An analysis that Blumenthal sent Clinton from the Israeli newspaper Maariv, from May 27, 2010, depicting Netanyahu as believing that he “defeated” her and others especially engaged her. “Are you up? Can I call?” she replied to Blumenthal at 7 a.m. on June 1.

4. Blumenthal’s personal political concerns can trump his dislike of Netanyahu. In March 2010, Blumenthal shared with Clinton an article he disliked from The New Republic, calling the magazine “a preferred outlet for the highest level of Likud/neocon propaganda.”

But his aim in forwarding the analysis by Yossi Klein Halevi of the crisis in U.S.-Israel relations was not so much to show his disagreement, but to use it as evidence against his bete noir – David Axelrod, then-political adviser to President Barack Obama.

Axelrod had needlessly angered the Israelis with his attack tactics, Blumenthal argued, writing: “I’d make [Deputy Secretary of State James] Steinberg to [sic] tell [National Security Adviser Tom] Donilon they need to rein in Axelrod. Axelrod has enough to do fixing the domestic messes he’s made.”

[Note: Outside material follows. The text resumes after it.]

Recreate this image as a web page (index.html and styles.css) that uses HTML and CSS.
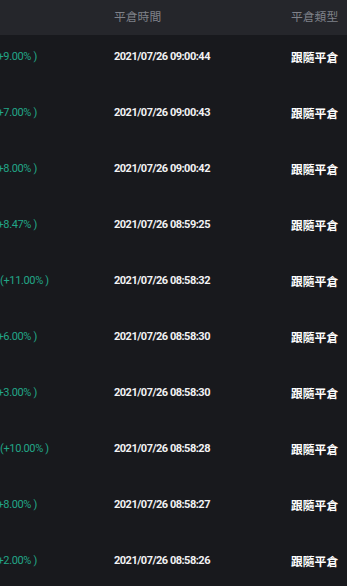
FILE: index.html
```html
<!DOCTYPE html>
<html lang="zh-Hant">
<head>
<meta charset="utf-8">
<link rel="stylesheet" href="styles.css">
</head>
<body>
<div class="table">
  <div class="head">
    <div class="hcell"></div>
    <div class="hcell">平倉時間</div>
    <div class="hcell">平倉類型</div>
  </div>
  <div class="row"><div class="pct one">(+9.00% )</div><div class="time">2021/07/26 09:00:44</div><div class="type">跟隨平倉</div></div>
  <div class="row"><div class="pct one">(+7.00% )</div><div class="time">2021/07/26 09:00:43</div><div class="type">跟隨平倉</div></div>
  <div class="row"><div class="pct one">(+8.00% )</div><div class="time">2021/07/26 09:00:42</div><div class="type">跟隨平倉</div></div>
  <div class="row"><div class="pct one">(+8.47% )</div><div class="time">2021/07/26 08:59:25</div><div class="type">跟隨平倉</div></div>
  <div class="row"><div class="pct">(+11.00% )</div><div class="time">2021/07/26 08:58:32</div><div class="type">跟隨平倉</div></div>
  <div class="row"><div class="pct one">(+6.00% )</div><div class="time">2021/07/26 08:58:30</div><div class="type">跟隨平倉</div></div>
  <div class="row"><div class="pct one">(+3.00% )</div><div class="time">2021/07/26 08:58:30</div><div class="type">跟隨平倉</div></div>
  <div class="row"><div class="pct">(+10.00% )</div><div class="time">2021/07/26 08:58:28</div><div class="type">跟隨平倉</div></div>
  <div class="row"><div class="pct one">(+8.00% )</div><div class="time">2021/07/26 08:58:27</div><div class="type">跟隨平倉</div></div>
  <div class="row"><div class="pct one">(+2.00% )</div><div class="time">2021/07/26 08:58:26</div><div class="type">跟隨平倉</div></div>
</div>
</body>
</html>
```
FILE: styles.css
```css
html, body {
  margin: 0;
  padding: 0;
  background: #18191d;
  height: 100%;
  overflow: hidden;
}
.table {
  font-family: Roboto, "Noto Sans CJK TC", sans-serif;
}
.head, .row {
  display: grid;
  grid-template-columns: 114px 177px 1fr;
}
.head {
  height: 35px;
  background: #25262b;
  align-items: center;
}
.hcell {
  font-family: "Noto Sans CJK TC", sans-serif;
  font-size: 11.8px;
  color: #7f8189;
  line-height: 16px;
  padding-bottom: 4px;
}
.row {
  height: 56px;
  box-sizing: border-box;
  padding-top: 14px;
  line-height: 16px;
}
.pct {
  color: #22a687;
  font-size: 11px;
  letter-spacing: -0.35px;
  white-space: nowrap;
  margin-left: 0;
}
.pct.one {
  margin-left: -6px;
}
.time {
  color: #f2f2f4;
  font-size: 11px;
  font-weight: 700;
  letter-spacing: -0.5px;
  white-space: nowrap;
}
.type {
  font-family: "Noto Sans CJK TC", sans-serif;
  color: #ffffff;
  font-size: 11.8px;
  font-weight: 700;
}
```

Axelrod, notably, blocked Clinton’s bid to hire Blumenthal at the State Department.

5. Clinton may like and trust Blumenthal, but she doesn’t always agree with him, or share his pessimism about the prospect of Israeli-Palestinian reconciliation, absent pressure on Israel.

In August 2010, he sent her an Op-Ed from the Financial Times titled “A poisoned process holds little hope” and asked her to read especially the last paragraph, which said: “The outlines of a deal are clear, in the (Bill) Clinton parameters of 2000 and Arab Peace Initiative of 2002, endorsed by 22 Arab and 57 Muslim countries (as well as Hamas, as part of the 2007 Mecca accord). There has to be an end to the occupation, and the US and Quartet cannot just allude to this; they must demand it.”